Given material —
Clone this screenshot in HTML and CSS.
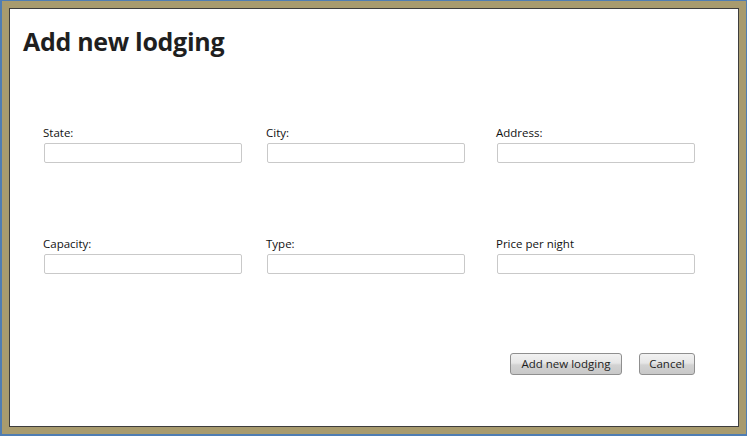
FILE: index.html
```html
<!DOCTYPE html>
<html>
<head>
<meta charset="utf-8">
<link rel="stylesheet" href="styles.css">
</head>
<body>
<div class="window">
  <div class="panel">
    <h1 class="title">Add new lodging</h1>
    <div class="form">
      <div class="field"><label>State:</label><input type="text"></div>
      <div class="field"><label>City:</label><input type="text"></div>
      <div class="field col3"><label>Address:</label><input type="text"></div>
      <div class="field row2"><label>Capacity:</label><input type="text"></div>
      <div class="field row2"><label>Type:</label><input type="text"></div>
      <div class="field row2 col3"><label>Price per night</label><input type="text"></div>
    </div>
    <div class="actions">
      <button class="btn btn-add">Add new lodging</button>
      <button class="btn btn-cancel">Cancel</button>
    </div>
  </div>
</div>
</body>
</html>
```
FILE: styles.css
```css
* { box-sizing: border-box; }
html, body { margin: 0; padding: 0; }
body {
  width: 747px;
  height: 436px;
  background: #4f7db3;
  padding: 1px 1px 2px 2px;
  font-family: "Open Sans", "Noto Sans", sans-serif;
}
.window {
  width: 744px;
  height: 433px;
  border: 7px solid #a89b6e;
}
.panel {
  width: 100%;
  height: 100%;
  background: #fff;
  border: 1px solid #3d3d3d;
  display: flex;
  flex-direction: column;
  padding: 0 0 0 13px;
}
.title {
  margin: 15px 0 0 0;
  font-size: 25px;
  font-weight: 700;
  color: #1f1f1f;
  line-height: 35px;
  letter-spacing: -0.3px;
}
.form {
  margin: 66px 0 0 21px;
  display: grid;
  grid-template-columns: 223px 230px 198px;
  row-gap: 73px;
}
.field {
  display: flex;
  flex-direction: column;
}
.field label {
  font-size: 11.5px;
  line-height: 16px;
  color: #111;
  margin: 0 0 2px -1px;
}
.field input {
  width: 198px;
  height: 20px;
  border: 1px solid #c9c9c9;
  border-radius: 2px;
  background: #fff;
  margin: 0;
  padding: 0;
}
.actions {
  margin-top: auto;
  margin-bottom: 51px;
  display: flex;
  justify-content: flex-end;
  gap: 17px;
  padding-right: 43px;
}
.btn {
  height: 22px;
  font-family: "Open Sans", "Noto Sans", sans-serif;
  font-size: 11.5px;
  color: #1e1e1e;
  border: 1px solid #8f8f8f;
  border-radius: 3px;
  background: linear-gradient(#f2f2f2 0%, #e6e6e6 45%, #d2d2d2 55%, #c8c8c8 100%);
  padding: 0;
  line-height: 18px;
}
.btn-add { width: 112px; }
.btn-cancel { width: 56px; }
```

Set exercise — Quote everything in the listing above exactly; pictures are the only thing to omit.

Answer to this exercise —
Clone this screenshot in HTML and CSS.
FILE: index.html
```html
<!DOCTYPE html>
<html>
<head>
<meta charset="utf-8">
<link rel="stylesheet" href="styles.css">
</head>
<body>
<div class="window">
  <div class="panel">
    <h1 class="title">Add new lodging</h1>
    <div class="form">
      <div class="field"><label>State:</label><input type="text"></div>
      <div class="field"><label>City:</label><input type="text"></div>
      <div class="field col3"><label>Address:</label><input type="text"></div>
      <div class="field row2"><label>Capacity:</label><input type="text"></div>
      <div class="field row2"><label>Type:</label><input type="text"></div>
      <div class="field row2 col3"><label>Price per night</label><input type="text"></div>
    </div>
    <div class="actions">
      <button class="btn btn-add">Add new lodging</button>
      <button class="btn btn-cancel">Cancel</button>
    </div>
  </div>
</div>
</body>
</html>
```
FILE: styles.css
```css
* { box-sizing: border-box; }
html, body { margin: 0; padding: 0; }
body {
  width: 747px;
  height: 436px;
  background: #4f7db3;
  padding: 1px 1px 2px 2px;
  font-family: "Open Sans", "Noto Sans", sans-serif;
}
.window {
  width: 744px;
  height: 433px;
  border: 7px solid #a89b6e;
}
.panel {
  width: 100%;
  height: 100%;
  background: #fff;
  border: 1px solid #3d3d3d;
  display: flex;
  flex-direction: column;
  padding: 0 0 0 13px;
}
.title {
  margin: 15px 0 0 0;
  font-size: 25px;
  font-weight: 700;
  color: #1f1f1f;
  line-height: 35px;
  letter-spacing: -0.3px;
}
.form {
  margin: 66px 0 0 21px;
  display: grid;
  grid-template-columns: 223px 230px 198px;
  row-gap: 73px;
}
.field {
  display: flex;
  flex-direction: column;
}
.field label {
  font-size: 11.5px;
  line-height: 16px;
  color: #111;
  margin: 0 0 2px -1px;
}
.field input {
  width: 198px;
  height: 20px;
  border: 1px solid #c9c9c9;
  border-radius: 2px;
  background: #fff;
  margin: 0;
  padding: 0;
}
.actions {
  margin-top: auto;
  margin-bottom: 51px;
  display: flex;
  justify-content: flex-end;
  gap: 17px;
  padding-right: 43px;
}
.btn {
  height: 22px;
  font-family: "Open Sans", "Noto Sans", sans-serif;
  font-size: 11.5px;
  color: #1e1e1e;
  border: 1px solid #8f8f8f;
  border-radius: 3px;
  background: linear-gradient(#f2f2f2 0%, #e6e6e6 45%, #d2d2d2 55%, #c8c8c8 100%);
  padding: 0;
  line-height: 18px;
}
.btn-add { width: 112px; }
.btn-cancel { width: 56px; }
```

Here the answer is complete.